The only argument against the pipeline was that it would harm the caribou, an argument that was both trivial and wrong. The caribou population near the pipeline increased from 5,000 in the 1970s to 32,000 by 2002.
It would have been bad enough to vote against the pipeline bill even if it had hurt the caribou. A sane person would still say: Our enemies have us in a vice grip. Sorry, caribou, you’ve got to take one for the team. But when the pipeline goes through and the caribou population sextuples in the next 20 years, you really look like a moron.

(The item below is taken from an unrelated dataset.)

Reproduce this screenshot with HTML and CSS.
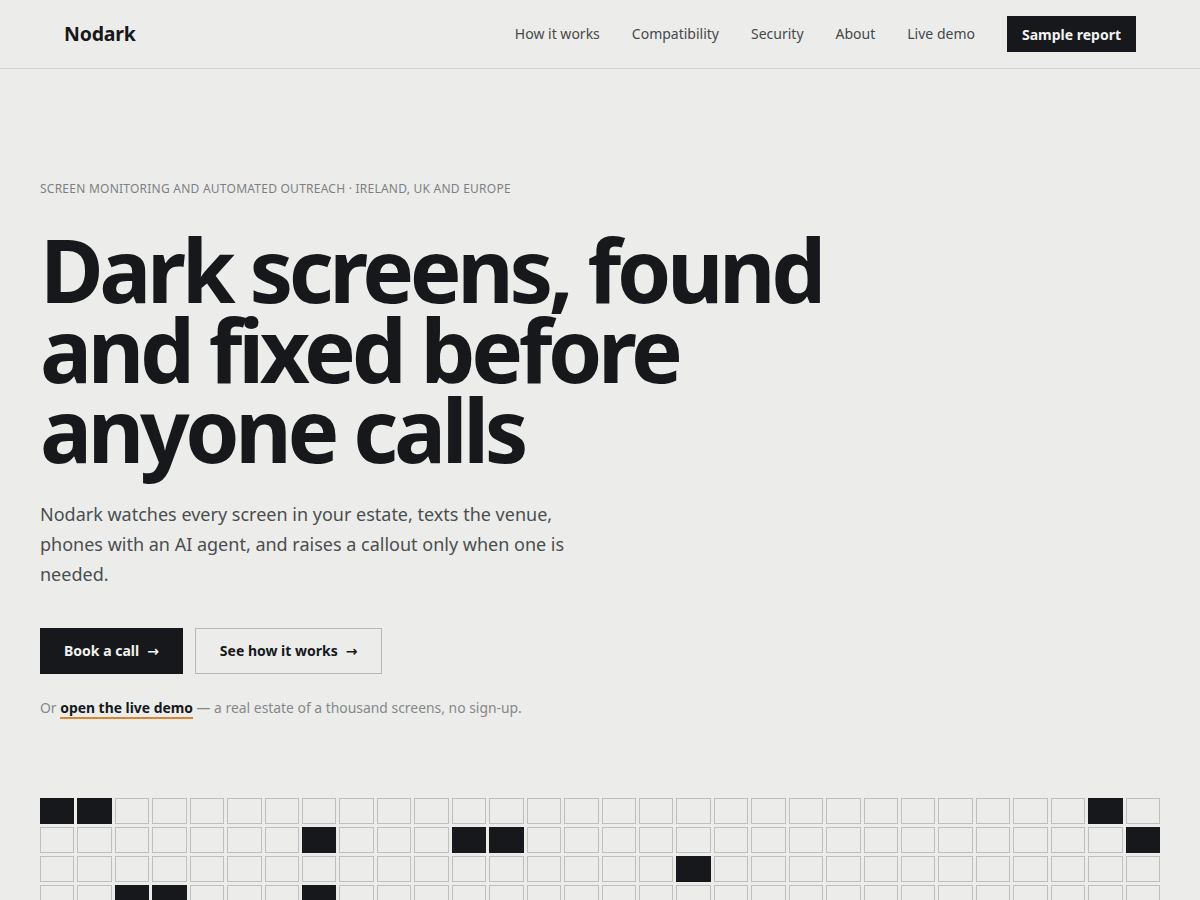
FILE: index.html
```html
<!DOCTYPE html>
<html lang="en">
<head>
<meta charset="utf-8">
<title>Nodark — Dark screens, found and fixed</title>
<link rel="stylesheet" href="styles.css">
</head>
<body>
<header class="site-header">
  <a class="logo" href="#">Nodark</a>
  <nav class="nav">
    <a class="nav-link" href="#">How it works</a>
    <a class="nav-link" href="#">Compatibility</a>
    <a class="nav-link" href="#">Security</a>
    <a class="nav-link" href="#">About</a>
    <a class="nav-link" href="#">Live demo</a>
    <a class="nav-cta" href="#">Sample report</a>
  </nav>
</header>
<main class="hero">
  <p class="eyebrow">Screen monitoring and automated outreach · Ireland, UK and Europe</p>
  <h1 class="headline">Dark screens, found and fixed before anyone calls</h1>
  <p class="lede">Nodark watches every screen in your estate, texts the venue, phones with an AI agent, and raises a callout only when one is needed.</p>
  <div class="actions">
    <a class="btn btn-primary" href="#">Book a call <span class="arrow">→</span></a>
    <a class="btn btn-secondary" href="#">See how it works <span class="arrow">→</span></a>
  </div>
  <p class="note">Or <a class="note-link" href="#">open the live demo</a> — a real estate of a thousand screens, no sign-up.</p>
  <div class="screens" id="screens"></div>
</main>
<script src="script.js"></script>
</body>
</html>
```
FILE: styles.css
```css
* { box-sizing: border-box; }
html, body { margin: 0; padding: 0; }
body {
  background: #ecedea;
  color: #16181b;
  font-family: "Noto Sans", "Open Sans", sans-serif;
}
a { color: inherit; text-decoration: none; }

.site-header {
  height: 69px;
  border-bottom: 1px solid #d3d4d1;
  display: flex;
  align-items: center;
  justify-content: space-between;
  padding: 0 64px;
}
.logo {
  font-size: 19.5px;
  font-weight: 700;
  letter-spacing: -0.01em;
  color: #16181b;
  line-height: 1;
}
.nav {
  display: flex;
  align-items: center;
  gap: 32px;
}
.nav-link {
  font-size: 14px;
  color: #45484b;
  line-height: 1;
}
.nav-cta {
  background: #16181b;
  color: #f2f2f0;
  font-size: 14px;
  font-weight: 700;
  height: 36px;
  padding: 0 15px;
  display: flex;
  align-items: center;
}

.hero {
  padding: 112px 40px 0;
}
.eyebrow {
  margin: 0;
  font-size: 12px;
  line-height: 16px;
  text-transform: uppercase;
  color: #7d8083;
  letter-spacing: 0.02em;
}
.headline {
  margin: 32px 0 0;
  font-size: 87px;
  line-height: 80px;
  font-weight: 700;
  letter-spacing: -0.05em;
  max-width: 820px;
  color: #16181b;
}
.lede {
  margin: 30px 0 0;
  font-size: 18px;
  line-height: 30px;
  color: #4a4d50;
  max-width: 540px;
}
.actions {
  margin-top: 39px;
  display: flex;
  gap: 12px;
}
.btn {
  height: 46px;
  padding: 0 24px;
  display: flex;
  align-items: center;
  gap: 8px;
  font-size: 14px;
  font-weight: 700;
  line-height: 1;
}
.btn-primary {
  background: #16181b;
  color: #f2f2f0;
}
.btn-secondary {
  border: 1px solid #b6b8b6;
  color: #16181b;
}
.arrow {
  font-family: "DejaVu Sans", sans-serif;
  font-weight: 700;
  font-size: 14px;
}
.note {
  margin: 23px 0 0;
  font-size: 13.9px;
  line-height: 22px;
  color: #85888a;
}
.note-link {
  color: #16181b;
  font-weight: 700;
  border-bottom: 2px solid #d9862e;
}
.screens {
  margin-top: 79px;
  display: grid;
  grid-template-columns: repeat(30, 1fr);
  gap: 3px;
}
.cell {
  height: 26px;
  border: 1px solid #bfc0be;
}
.cell.dark {
  background: #16181b;
  border-color: #16181b;
}
```
FILE: script.js
```js
(function () {
  var dark = {
    0: [0, 1, 28],
    1: [7, 11, 12, 29],
    2: [17],
    3: [2, 3, 7],
    4: [14, 22],
    5: [5, 25]
  };
  var grid = document.getElementById('screens');
  for (var r = 0; r < 6; r++) {
    for (var c = 0; c < 30; c++) {
      var d = document.createElement('div');
      d.className = 'cell' + ((dark[r] || []).indexOf(c) >= 0 ? ' dark' : '');
      grid.appendChild(d);
    }
  }
})();
```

The moron debates Sarah Palin tonight, and everybody’s worried about Palin making a gaffe?

September 29, 2008

Biden’s beach bridge

(Via Hot Air.) Joe Biden and Barack Obama both voted twice for Alaska’s “Bridge to Nowhere.” Kudos to CNN for doing their due diligence here.

September 24, 2008

Bidenism

“Part of what a leader does is to instill confidence and demonstrate that he or she knows what they’re talking about . . .” Great leadership, Joe! (Via Hot Air, and just in case there are idiot liberals reading this: 1. Franklin Roosevelt wasn’t president in 1929; 2. TV wasn’t invented until 1939 and didn’t become widely available until the late 1940s.)

This morning, “Fox & Friends” did a thing about Joe Biden’s gaffe-a-day campaign and showed the “stand up, Chuck” line, but didn’t explain it. My wife hadn’t heard about that, so I explained to her that Chuck –Missouri State Sen. Chuck Graham — is in a wheelchair.

“God love ya! What am I talking about?”